▸ Problem
Repeat all the material exactly; pictures stay out of your copy.

#### Data segment

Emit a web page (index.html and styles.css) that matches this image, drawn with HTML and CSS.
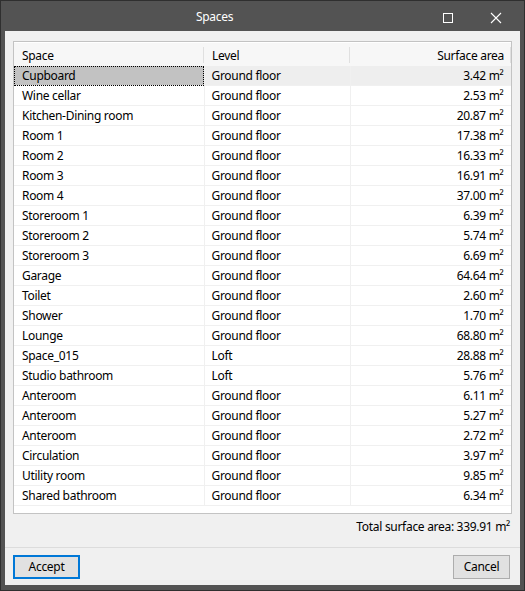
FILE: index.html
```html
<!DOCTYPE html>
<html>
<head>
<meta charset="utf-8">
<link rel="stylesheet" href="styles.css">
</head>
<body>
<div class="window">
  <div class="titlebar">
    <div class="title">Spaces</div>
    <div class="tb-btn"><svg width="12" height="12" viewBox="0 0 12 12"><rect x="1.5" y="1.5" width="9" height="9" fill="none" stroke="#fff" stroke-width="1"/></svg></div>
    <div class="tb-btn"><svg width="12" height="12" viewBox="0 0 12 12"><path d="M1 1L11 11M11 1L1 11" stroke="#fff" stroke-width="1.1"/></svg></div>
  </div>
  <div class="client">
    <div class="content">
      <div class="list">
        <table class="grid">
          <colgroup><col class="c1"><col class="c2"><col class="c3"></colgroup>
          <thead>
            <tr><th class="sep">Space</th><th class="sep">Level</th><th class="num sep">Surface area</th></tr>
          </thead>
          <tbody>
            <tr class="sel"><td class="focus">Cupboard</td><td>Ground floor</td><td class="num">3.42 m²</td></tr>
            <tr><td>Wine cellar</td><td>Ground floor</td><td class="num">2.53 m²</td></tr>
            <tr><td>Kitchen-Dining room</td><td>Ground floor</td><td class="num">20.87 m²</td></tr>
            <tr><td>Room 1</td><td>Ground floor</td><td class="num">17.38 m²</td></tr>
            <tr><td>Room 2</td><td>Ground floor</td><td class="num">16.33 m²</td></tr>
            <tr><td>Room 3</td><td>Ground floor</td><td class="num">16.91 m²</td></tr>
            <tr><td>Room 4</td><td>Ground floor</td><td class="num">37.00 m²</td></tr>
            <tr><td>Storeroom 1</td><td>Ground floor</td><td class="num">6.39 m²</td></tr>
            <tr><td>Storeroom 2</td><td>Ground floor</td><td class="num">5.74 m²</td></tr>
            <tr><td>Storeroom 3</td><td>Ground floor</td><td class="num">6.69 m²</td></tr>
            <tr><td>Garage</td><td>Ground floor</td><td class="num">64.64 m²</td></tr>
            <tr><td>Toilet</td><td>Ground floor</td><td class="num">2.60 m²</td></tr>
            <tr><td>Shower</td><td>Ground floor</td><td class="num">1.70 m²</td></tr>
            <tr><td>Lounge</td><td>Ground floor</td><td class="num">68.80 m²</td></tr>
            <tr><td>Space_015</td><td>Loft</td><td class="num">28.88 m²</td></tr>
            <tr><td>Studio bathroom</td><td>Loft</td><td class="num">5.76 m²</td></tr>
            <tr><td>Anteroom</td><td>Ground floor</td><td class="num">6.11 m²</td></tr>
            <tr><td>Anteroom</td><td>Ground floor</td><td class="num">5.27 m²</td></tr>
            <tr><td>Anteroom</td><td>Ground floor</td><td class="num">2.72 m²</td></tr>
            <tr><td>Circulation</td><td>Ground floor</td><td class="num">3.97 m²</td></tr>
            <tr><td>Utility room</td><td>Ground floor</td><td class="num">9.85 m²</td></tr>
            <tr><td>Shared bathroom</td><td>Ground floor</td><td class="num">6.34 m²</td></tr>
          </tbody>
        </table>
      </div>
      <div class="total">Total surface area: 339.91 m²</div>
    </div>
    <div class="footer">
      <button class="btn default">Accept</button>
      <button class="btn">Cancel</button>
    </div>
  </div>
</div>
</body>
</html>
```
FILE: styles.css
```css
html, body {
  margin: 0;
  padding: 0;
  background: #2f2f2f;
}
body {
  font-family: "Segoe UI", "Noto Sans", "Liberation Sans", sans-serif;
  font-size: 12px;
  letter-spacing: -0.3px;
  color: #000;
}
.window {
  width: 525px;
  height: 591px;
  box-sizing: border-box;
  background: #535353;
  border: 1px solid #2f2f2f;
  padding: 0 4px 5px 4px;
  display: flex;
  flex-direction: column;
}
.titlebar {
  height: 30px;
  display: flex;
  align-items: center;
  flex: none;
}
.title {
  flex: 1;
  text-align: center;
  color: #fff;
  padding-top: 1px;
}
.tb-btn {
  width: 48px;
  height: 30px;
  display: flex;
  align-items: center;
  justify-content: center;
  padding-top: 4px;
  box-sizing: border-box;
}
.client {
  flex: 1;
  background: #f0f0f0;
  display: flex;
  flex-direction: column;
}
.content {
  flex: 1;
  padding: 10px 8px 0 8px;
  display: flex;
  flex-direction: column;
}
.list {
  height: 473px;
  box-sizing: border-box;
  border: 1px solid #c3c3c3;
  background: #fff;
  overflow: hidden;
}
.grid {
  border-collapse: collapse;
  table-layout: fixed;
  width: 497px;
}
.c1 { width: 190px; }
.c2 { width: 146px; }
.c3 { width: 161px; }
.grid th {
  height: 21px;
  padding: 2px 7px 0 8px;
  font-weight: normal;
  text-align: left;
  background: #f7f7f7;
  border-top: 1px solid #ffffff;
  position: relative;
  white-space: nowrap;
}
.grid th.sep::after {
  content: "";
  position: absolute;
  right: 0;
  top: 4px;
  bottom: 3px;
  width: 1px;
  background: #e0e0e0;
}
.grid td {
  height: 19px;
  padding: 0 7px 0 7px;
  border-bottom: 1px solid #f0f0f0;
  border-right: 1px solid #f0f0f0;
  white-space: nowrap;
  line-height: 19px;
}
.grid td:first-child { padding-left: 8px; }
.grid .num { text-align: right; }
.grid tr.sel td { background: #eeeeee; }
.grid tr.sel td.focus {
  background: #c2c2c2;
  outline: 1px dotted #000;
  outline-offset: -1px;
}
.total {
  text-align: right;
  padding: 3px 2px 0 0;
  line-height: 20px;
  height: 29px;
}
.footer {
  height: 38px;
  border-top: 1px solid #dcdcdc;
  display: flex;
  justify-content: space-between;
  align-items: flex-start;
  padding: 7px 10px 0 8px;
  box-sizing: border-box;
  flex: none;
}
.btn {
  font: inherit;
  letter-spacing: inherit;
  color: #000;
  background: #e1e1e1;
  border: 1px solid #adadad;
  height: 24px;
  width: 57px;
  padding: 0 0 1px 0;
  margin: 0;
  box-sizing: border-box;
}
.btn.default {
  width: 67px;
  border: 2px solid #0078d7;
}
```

########

▸ Final result
Emit a web page (index.html and styles.css) that matches this image, drawn with HTML and CSS.
FILE: index.html
```html
<!DOCTYPE html>
<html>
<head>
<meta charset="utf-8">
<link rel="stylesheet" href="styles.css">
</head>
<body>
<div class="window">
  <div class="titlebar">
    <div class="title">Spaces</div>
    <div class="tb-btn"><svg width="12" height="12" viewBox="0 0 12 12"><rect x="1.5" y="1.5" width="9" height="9" fill="none" stroke="#fff" stroke-width="1"/></svg></div>
    <div class="tb-btn"><svg width="12" height="12" viewBox="0 0 12 12"><path d="M1 1L11 11M11 1L1 11" stroke="#fff" stroke-width="1.1"/></svg></div>
  </div>
  <div class="client">
    <div class="content">
      <div class="list">
        <table class="grid">
          <colgroup><col class="c1"><col class="c2"><col class="c3"></colgroup>
          <thead>
            <tr><th class="sep">Space</th><th class="sep">Level</th><th class="num sep">Surface area</th></tr>
          </thead>
          <tbody>
            <tr class="sel"><td class="focus">Cupboard</td><td>Ground floor</td><td class="num">3.42 m²</td></tr>
            <tr><td>Wine cellar</td><td>Ground floor</td><td class="num">2.53 m²</td></tr>
            <tr><td>Kitchen-Dining room</td><td>Ground floor</td><td class="num">20.87 m²</td></tr>
            <tr><td>Room 1</td><td>Ground floor</td><td class="num">17.38 m²</td></tr>
            <tr><td>Room 2</td><td>Ground floor</td><td class="num">16.33 m²</td></tr>
            <tr><td>Room 3</td><td>Ground floor</td><td class="num">16.91 m²</td></tr>
            <tr><td>Room 4</td><td>Ground floor</td><td class="num">37.00 m²</td></tr>
            <tr><td>Storeroom 1</td><td>Ground floor</td><td class="num">6.39 m²</td></tr>
            <tr><td>Storeroom 2</td><td>Ground floor</td><td class="num">5.74 m²</td></tr>
            <tr><td>Storeroom 3</td><td>Ground floor</td><td class="num">6.69 m²</td></tr>
            <tr><td>Garage</td><td>Ground floor</td><td class="num">64.64 m²</td></tr>
            <tr><td>Toilet</td><td>Ground floor</td><td class="num">2.60 m²</td></tr>
            <tr><td>Shower</td><td>Ground floor</td><td class="num">1.70 m²</td></tr>
            <tr><td>Lounge</td><td>Ground floor</td><td class="num">68.80 m²</td></tr>
            <tr><td>Space_015</td><td>Loft</td><td class="num">28.88 m²</td></tr>
            <tr><td>Studio bathroom</td><td>Loft</td><td class="num">5.76 m²</td></tr>
            <tr><td>Anteroom</td><td>Ground floor</td><td class="num">6.11 m²</td></tr>
            <tr><td>Anteroom</td><td>Ground floor</td><td class="num">5.27 m²</td></tr>
            <tr><td>Anteroom</td><td>Ground floor</td><td class="num">2.72 m²</td></tr>
            <tr><td>Circulation</td><td>Ground floor</td><td class="num">3.97 m²</td></tr>
            <tr><td>Utility room</td><td>Ground floor</td><td class="num">9.85 m²</td></tr>
            <tr><td>Shared bathroom</td><td>Ground floor</td><td class="num">6.34 m²</td></tr>
          </tbody>
        </table>
      </div>
      <div class="total">Total surface area: 339.91 m²</div>
    </div>
    <div class="footer">
      <button class="btn default">Accept</button>
      <button class="btn">Cancel</button>
    </div>
  </div>
</div>
</body>
</html>
```
FILE: styles.css
```css
html, body {
  margin: 0;
  padding: 0;
  background: #2f2f2f;
}
body {
  font-family: "Segoe UI", "Noto Sans", "Liberation Sans", sans-serif;
  font-size: 12px;
  letter-spacing: -0.3px;
  color: #000;
}
.window {
  width: 525px;
  height: 591px;
  box-sizing: border-box;
  background: #535353;
  border: 1px solid #2f2f2f;
  padding: 0 4px 5px 4px;
  display: flex;
  flex-direction: column;
}
.titlebar {
  height: 30px;
  display: flex;
  align-items: center;
  flex: none;
}
.title {
  flex: 1;
  text-align: center;
  color: #fff;
  padding-top: 1px;
}
.tb-btn {
  width: 48px;
  height: 30px;
  display: flex;
  align-items: center;
  justify-content: center;
  padding-top: 4px;
  box-sizing: border-box;
}
.client {
  flex: 1;
  background: #f0f0f0;
  display: flex;
  flex-direction: column;
}
.content {
  flex: 1;
  padding: 10px 8px 0 8px;
  display: flex;
  flex-direction: column;
}
.list {
  height: 473px;
  box-sizing: border-box;
  border: 1px solid #c3c3c3;
  background: #fff;
  overflow: hidden;
}
.grid {
  border-collapse: collapse;
  table-layout: fixed;
  width: 497px;
}
.c1 { width: 190px; }
.c2 { width: 146px; }
.c3 { width: 161px; }
.grid th {
  height: 21px;
  padding: 2px 7px 0 8px;
  font-weight: normal;
  text-align: left;
  background: #f7f7f7;
  border-top: 1px solid #ffffff;
  position: relative;
  white-space: nowrap;
}
.grid th.sep::after {
  content: "";
  position: absolute;
  right: 0;
  top: 4px;
  bottom: 3px;
  width: 1px;
  background: #e0e0e0;
}
.grid td {
  height: 19px;
  padding: 0 7px 0 7px;
  border-bottom: 1px solid #f0f0f0;
  border-right: 1px solid #f0f0f0;
  white-space: nowrap;
  line-height: 19px;
}
.grid td:first-child { padding-left: 8px; }
.grid .num { text-align: right; }
.grid tr.sel td { background: #eeeeee; }
.grid tr.sel td.focus {
  background: #c2c2c2;
  outline: 1px dotted #000;
  outline-offset: -1px;
}
.total {
  text-align: right;
  padding: 3px 2px 0 0;
  line-height: 20px;
  height: 29px;
}
.footer {
  height: 38px;
  border-top: 1px solid #dcdcdc;
  display: flex;
  justify-content: space-between;
  align-items: flex-start;
  padding: 7px 10px 0 8px;
  box-sizing: border-box;
  flex: none;
}
.btn {
  font: inherit;
  letter-spacing: inherit;
  color: #000;
  background: #e1e1e1;
  border: 1px solid #adadad;
  height: 24px;
  width: 57px;
  padding: 0 0 1px 0;
  margin: 0;
  box-sizing: border-box;
}
.btn.default {
  width: 67px;
  border: 2px solid #0078d7;
}
```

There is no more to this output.